İnsan yüreğini teslim etmeden önce, bir takım korkuları hissetmeye başlar.  Bu korkular bu aşkın sürmesi sırasında karşımıza çıkacak acıların korkularıdır. Çoğu zaman belki de "hadi canım, bu kişi farklı.. bak sahipleniyor" deriz ve bizde yüreğimizi teslim ederek onu yüreğimize sokup sahiplenelim deriz." Ve sahiplenirsin...ama herşeyin bir ilüzyondan ibaret olduğunu ve o korkuların gerçekleştiğinde ve acıların tüm zihnini ve vücudunu kapladığında anlarsın. Gitsen sanki  boğulacak gibi olursun, kalırsan da aşk denizinde bir batarak bir çıkarak aşkın acı suyunu yuta yuta gider bu aşkın süreci...

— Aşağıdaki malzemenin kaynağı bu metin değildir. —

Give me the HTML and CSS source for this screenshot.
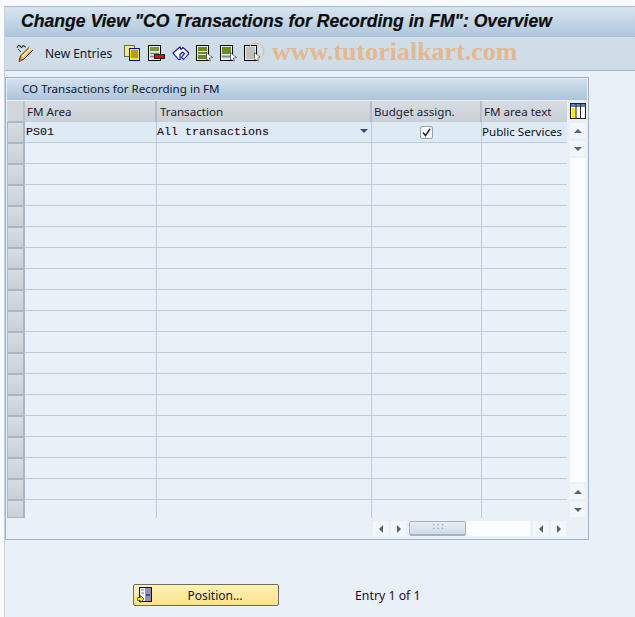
FILE: index.html
```html
<!DOCTYPE html>
<html lang="en">
<head>
<meta charset="utf-8">
<title>Change View</title>
<link rel="stylesheet" href="styles.css">
</head>
<body>
<div class="window">
  <header class="titlebar"><h1>Change View "CO Transactions for Recording in FM": Overview</h1></header>
  <nav class="toolbar">
    <svg class="ico pencil" width="18" height="20" viewBox="0 0 18 20"><path d="M1 5c1-3 2-3 3-2s1 2 2 1 1-2 2-1 1 1 2 1" fill="none" stroke="#333" stroke-width="1.100"/><path d="M2 6l3 3" stroke="#333"/><path d="M3 18.500l1.500-5.500 9-9 3.500 3-9 9z" fill="#f5b43a" stroke="#222"/><path d="M5.500 13l8-8 1.500 1.500-8 8z" fill="#fbe6a0"/><path d="M13 4.500l1-1 3 3-1 1z" fill="#e8e8e8"/><path d="M3 18.500l1-3 2.500 2z" fill="#e2541c"/></svg>
    <span class="tool-label">New Entries</span>
    <div class="tool-icons">
      <svg class="ti" width="16" height="16" viewBox="0 0 16 16"><rect x=".5" y=".5" width="10" height="11" fill="#f7ee6a" stroke="#666"/><rect x="5.500" y="3.500" width="10" height="12" fill="#ffe900" stroke="#0000c8"/><path d="M7 6h7M7 8h7M7 10h7M7 12h7" stroke="#555"/></svg>
      <svg class="ti" width="18" height="16" viewBox="0 0 18 16"><rect x=".5" y=".5" width="12" height="15" fill="#e4ebe4" stroke="#000"/><path d="M2 2h9v4H2z" fill="#7c9a28"/><path d="M2 8.500h9M2 11.500h4" stroke="#6f8fa8" stroke-width="1.500"/><rect x="6.500" y="9.500" width="10" height="4" fill="#e8000c" stroke="#222"/></svg>
      <svg class="ti" width="18" height="16" viewBox="0 0 18 16"><path d="M1 8L8 2l1 2.500L11 2.500 16.500 7.500v1.500L11.500 14.500 9.500 12.500 12.500 8.500 10.500 7 8 9.500V14.500H6.500z" fill="#fff" stroke="#1010a8" stroke-width="1.100"/></svg>
      <svg class="ti" width="18" height="17" viewBox="0 0 18 17"><rect x=".5" y=".5" width="12" height="15" fill="#e4ebe4" stroke="#000"/><path d="M2 2h9v4H2zM2 7h9v2H2zM2 10h9v4H2z" fill="#6f8a1e"/><path d="M10.500 7.500l6 5-3 .5 .8 3-3.800-1.500z" fill="#fff" stroke="#222" stroke-width=".6"/></svg>
      <svg class="ti" width="18" height="17" viewBox="0 0 18 17"><rect x=".5" y=".5" width="12" height="15" fill="#e4ebe4" stroke="#000"/><path d="M2 2h9v7H2z" fill="#6f8a1e"/><path d="M2 11.500h9" stroke="#6f8fa8" stroke-width="2"/><path d="M10.500 7.500l6 5-3 .5 .8 3-3.800-1.500z" fill="#fff" stroke="#222" stroke-width=".6"/></svg>
      <svg class="ti" width="18" height="17" viewBox="0 0 18 17"><rect x=".5" y=".5" width="12" height="15" fill="#e8ecec" stroke="#000"/><path d="M2 3h9M2 5h9M2 7h9M2 9h9M2 11h9M2 13h9" stroke="#8a9aa6"/><path d="M10.500 7.500l6 5-3 .5 .8 3-3.800-1.500z" fill="#fff" stroke="#222" stroke-width=".6"/></svg>
    </div>
    <svg class="wm-circle" width="18" height="18" viewBox="0 0 18 18"><circle cx="9" cy="9" r="8" fill="none" stroke="#e8b88a" stroke-width="1"/></svg>
    <span class="watermark">www.tutorialkart.com</span>
  </nav>

  <main class="content">
    <section class="panel">
      <h2 class="panel-title">CO Transactions for Recording in FM</h2>
      <div class="table-area">
        <div class="table">
          <div class="row head">
            <div class="sel"></div>
            <div class="cell">FM Area</div>
            <div class="cell">Transaction</div>
            <div class="cell">Budget assign.</div>
            <div class="cell">FM area text</div>
          </div>
          <div class="row first">
            <div class="sel"></div>
            <div class="cell mono">PS01</div>
            <div class="cell mono dd">All transactions<span class="dd-arrow"></span></div>
            <div class="cell center"><span class="check"><svg width="9" height="9" viewBox="0 0 9 9"><path d="M1 4.500l2.500 3L8 1" fill="none" stroke="#222" stroke-width="1.400"/></svg></span></div>
            <div class="cell text">Public Services</div>
          </div>
          <div class="row"><div class="sel"></div><div class="cell"></div><div class="cell"></div><div class="cell"></div><div class="cell"></div></div>
          <div class="row"><div class="sel"></div><div class="cell"></div><div class="cell"></div><div class="cell"></div><div class="cell"></div></div>
          <div class="row"><div class="sel"></div><div class="cell"></div><div class="cell"></div><div class="cell"></div><div class="cell"></div></div>
          <div class="row"><div class="sel"></div><div class="cell"></div><div class="cell"></div><div class="cell"></div><div class="cell"></div></div>
          <div class="row"><div class="sel"></div><div class="cell"></div><div class="cell"></div><div class="cell"></div><div class="cell"></div></div>
          <div class="row"><div class="sel"></div><div class="cell"></div><div class="cell"></div><div class="cell"></div><div class="cell"></div></div>
          <div class="row"><div class="sel"></div><div class="cell"></div><div class="cell"></div><div class="cell"></div><div class="cell"></div></div>
          <div class="row"><div class="sel"></div><div class="cell"></div><div class="cell"></div><div class="cell"></div><div class="cell"></div></div>
          <div class="row"><div class="sel"></div><div class="cell"></div><div class="cell"></div><div class="cell"></div><div class="cell"></div></div>
          <div class="row"><div class="sel"></div><div class="cell"></div><div class="cell"></div><div class="cell"></div><div class="cell"></div></div>
          <div class="row"><div class="sel"></div><div class="cell"></div><div class="cell"></div><div class="cell"></div><div class="cell"></div></div>
          <div class="row"><div class="sel"></div><div class="cell"></div><div class="cell"></div><div class="cell"></div><div class="cell"></div></div>
          <div class="row"><div class="sel"></div><div class="cell"></div><div class="cell"></div><div class="cell"></div><div class="cell"></div></div>
          <div class="row"><div class="sel"></div><div class="cell"></div><div class="cell"></div><div class="cell"></div><div class="cell"></div></div>
          <div class="row"><div class="sel"></div><div class="cell"></div><div class="cell"></div><div class="cell"></div><div class="cell"></div></div>
          <div class="row"><div class="sel"></div><div class="cell"></div><div class="cell"></div><div class="cell"></div><div class="cell"></div></div>
          <div class="row"><div class="sel"></div><div class="cell"></div><div class="cell"></div><div class="cell"></div><div class="cell"></div></div>
          <div class="row last"><div class="sel"></div><div class="cell"></div><div class="cell"></div><div class="cell"></div><div class="cell"></div></div>
        </div>
        <div class="vside">
          <div class="settings"><svg width="16" height="16" viewBox="0 0 16 16"><rect x=".5" y=".5" width="15" height="15" fill="#fff" stroke="#222"/><rect x="1" y="1" width="14" height="3" fill="#5b7fb8"/><rect x="2" y="5" width="3.500" height="10" fill="#ffe900"/><path d="M6 1v14M10.500 1v14" stroke="#222"/></svg></div>
          <div class="vscroll">
            <div class="sbtn"><i class="arr up"></i></div>
            <div class="sbtn"><i class="arr down"></i></div>
            <div class="track"></div>
            <div class="sbtn"><i class="arr up"></i></div>
            <div class="sbtn"><i class="arr down"></i></div>
          </div>
        </div>
      </div>
      <div class="hscroll">
        <div class="sbtn"><i class="arr left"></i></div>
        <div class="sbtn"><i class="arr right"></i></div>
        <div class="htrack"><div class="thumb"><span class="grip">:::</span></div></div>
        <div class="sbtn"><i class="arr left"></i></div>
        <div class="sbtn"><i class="arr right"></i></div>
      </div>
    </section>

    <footer class="footer">
      <button class="btn" type="button">
        <svg width="15" height="16" viewBox="0 0 15 16"><rect x="2.500" y=".5" width="12" height="14" fill="#fff" stroke="#111"/><rect x="8" y="1" width="6" height="13" fill="#8f8fc4"/><path d="M9 8h4" stroke="#111"/><path d="M4 3h3M4 6h3" stroke="#777"/><path d="M.5 10.500h3v-2l3.500 3.500-3.500 3.500v-2h-3z" fill="#ffe900" stroke="#333" stroke-width=".7"/></svg>
        <span class="btn-label">Position...</span>
      </button>
      <span class="entry">Entry 1 of 1</span>
    </footer>
  </main>
</div>
</body>
</html>
```

FILE: styles.css
```css
* { box-sizing: border-box; }
html, body { margin: 0; padding: 0; }
body {
  width: 635px;
  height: 617px;
  overflow: hidden;
  background: #f8fafd;
  font-family: "Noto Sans", "Open Sans", sans-serif;
  font-size: 11.6px;
  color: #111;
}
.window {
  margin: 6px 0 0 4px;
  height: 611px;
  background: #e9f0f7;
  border-top: 1px solid #a6bccf;
  border-left: 1px solid #c4d2de;
}
.titlebar {
  height: 30px;
  background: linear-gradient(#d8e5f0, #adc5db);
  padding: 3px 0 0 16px;
}
.titlebar h1 {
  margin: 0;
  font: italic bold 17.6px/22px "Liberation Sans", sans-serif;
  color: #0c0c0c;
  white-space: nowrap;
  -webkit-text-stroke: .2px #0c0c0c;
}
.toolbar {
  position: relative;
  height: 34px;
  background: #cfdde8;
  border-bottom: 1px solid #a3b7c9;
  display: flex;
  align-items: center;
  padding: 0 0 1px 11px;
}
.ico.pencil { flex: none; }
.tool-label { margin-left: 11px; color: #10182c; font-size: 12px; }
.tool-icons { display: flex; align-items: center; margin-left: 12px; }
.ti { display: block; flex: none; margin-right: 6px; }
.ti:nth-child(1) { margin-right: 8px; }
.wm-circle { position: absolute; left: 242px; top: 5px; }
.watermark {
  position: absolute;
  left: 267px;
  top: 0;
  font: bold 26px/30px "Liberation Serif", serif;
  color: #e6b88d;
  white-space: nowrap;
}
.content { padding: 6px 0 0 0; }
.panel {
  width: 584px;
  height: 463px;
  border: 1px solid #9bb3cb;
  padding: 1px 1px 0 1px;
  background: #e9f0f7;
}
.panel-title {
  margin: 0;
  height: 21px;
  padding-left: 15px;
  font: 400 11.6px/19px "Noto Sans", sans-serif;
  color: #10182c;
  background: linear-gradient(#d3e1ed, #adc4da);
}
.table-area { display: flex; margin-top: 1px; }
.table { width: 560px; flex: none; }
.row {
  display: grid;
  grid-template-columns: 18px 132px 215px 110px 85px;
  height: 21px;
}
.sel {
  background: linear-gradient(#d8dde3, #c9cfd6);
  border-style: solid;
  border-width: 1px 2px 1px 1px;
  border-color: #a9b6c4;
}
.cell {
  border-right: 1px solid #c0cad5;
  border-bottom: 1px solid #bfcad6;
  padding-left: 2px;
  line-height: 19px;
  white-space: nowrap;
  position: relative;
  color: #111;
}
.cell:last-child { border-right: 0; }
.head .sel { border: 0; background: #d0d6dc; border-right: 2px solid #b7c2cd; border-bottom: 2px solid #aeb9c5; }
.head .cell {
  background: linear-gradient(#d8dde3, #c9cfd6);
  border-right: 2px solid #b3bec9;
  border-bottom: 1px solid #bfcad6;
  padding-left: 2px;
  line-height: 21px;
  color: #1a2233;
}
.head .cell:nth-child(3) { padding-left: 3px; }
.head .cell:last-child { border-right: 0; }
.first .cell { background: #deeaf4; }
.mono { font: 11.67px/20px "Liberation Mono", monospace; color: #200818; padding-left: 0; -webkit-text-stroke: .1px #200818; }
.row .mono:nth-child(2) { padding-left: 1px; }
.dd-arrow {
  position: absolute;
  right: 3px;
  top: 7px;
  width: 0;
  height: 0;
  border: 4px solid transparent;
  border-top: 4px solid #34506e;
  border-bottom: 0;
}
.center { display: flex; justify-content: center; align-items: center; padding: 0; }
.check {
  width: 13px;
  height: 13px;
  background: #f4f6f8;
  border: 1px solid #9aa3ad;
  border-radius: 2px;
  display: flex;
  align-items: center;
  justify-content: center;
}
.check svg { display: block; }
.text { padding-left: 0; overflow: hidden; line-height: 20px; }
.last { height: 18px; }
.last .cell { border-bottom: 0; }
.vside { width: 18px; margin-left: 3px; flex: none; display: flex; flex-direction: column; }
.settings { height: 21px; padding: 2px 0 0 0; }
.settings svg { display: block; }
.vscroll { display: flex; flex-direction: column; gap: 3px; width: 16px; padding-top: 1px; }
.track { height: 324px; background: #fbfcfd; margin: -1px 0; flex: none; }
.sbtn {
  width: 15px;
  height: 15px;
  background: #f3f6fa;
  display: flex;
  align-items: center;
  justify-content: center;
  flex: none;
}
.arr { display: block; width: 0; height: 0; border: 4px solid transparent; }
.arr.up { border-bottom: 4px solid #4f6679; border-top: 0; }
.arr.down { border-top: 4px solid #4f6679; border-bottom: 0; }
.arr.left { border-right: 4px solid #4f6679; border-left: 0; }
.arr.right { border-left: 4px solid #4f6679; border-right: 0; }
.hscroll { display: flex; gap: 3px; margin: 3px 0 0 366px; }
.htrack { width: 122px; height: 15px; background: #fbfcfd; padding-left: 1px; flex: none; margin-left: -1px; }
.thumb {
  width: 57px;
  height: 15px;
  background: linear-gradient(#e8eff5, #ccdbe7);
  border: 1px solid #a9b2bc;
  border-bottom-width: 2px;
  border-radius: 2px;
  text-align: center;
  font: 9px/11px "Liberation Mono", monospace;
  color: #8a99a8;
}
.grip { letter-spacing: -1px; }
.footer { display: flex; align-items: center; padding: 44px 0 0 128px; }
.btn {
  width: 146px;
  height: 22px;
  padding: 0 0 0 3px;
  background: linear-gradient(#fff3b4, #fce08c);
  border: 1px solid #6e6e66;
  border-radius: 2px;
  display: flex;
  align-items: center;
  font: 12px "Noto Sans", sans-serif;
  color: #10182c;
}
.btn svg { display: block; flex: none; }
.btn-label { flex: 1; text-align: center; }
.entry { margin-left: 76px; color: #18102c; font-size: 12.3px; }
```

Çözüm yolları ararsın. Ama bu aşk matematiğinin bir çözümü yoktur. Çünkü bunda bir mantık yoktur. En mantıklı yolları aşkın içine girmeyenler verir. Ama onda da aşk yoktur. Matematiksel aşklar, sen veriyorsan, o alıyorsa... elde var sıfır...Bırak gitsindir..

Belki de en güzel çözüm, bırakmış gibi kabul etmektir. Sahiplenilen bu kişinin yürekten bağını koparmaktır. Özgür bırakmaktır. Sanki bırakmış gibi... sanki terketmiş gibi... sanki hiç olmamış gibi yada herşey yeniden başlıyormuş gibi düşünerek devam ettirmektir. Eğer tamamen koparmak acı veriyorsa sana...  Bunu yapmak senin aklını ve ruhunu biraz özgür kılacaktır. Sen yoluna bakarsın. O yoluna bakar. Yollarınızın birleşmemesi, aynı yollarda karşılaşmayacağınız anlamına gelmez. Sadece bir süre sonra farklı sokaklara sapılır. Kim bilir, belki de...yollar birleşiverir.. Ama siz yine de...Yüreğinize soktuğunuz kişilerin size acı verdiğini ve sizi dertlere soktuğunu hissediyorsanız, bırakıverin gitsinler.. Seviyorsanız, sadece o'na değilde, yolunuza bakın. Yolunuza baktığınızda o'na bakışlarında acı vermekten uzak kaldığını göreceksiniz. Ama sadece o'na bakıp, yolunuza bakmadığınızda... Aşk denizindeki girdapta boğulur kalırsınız.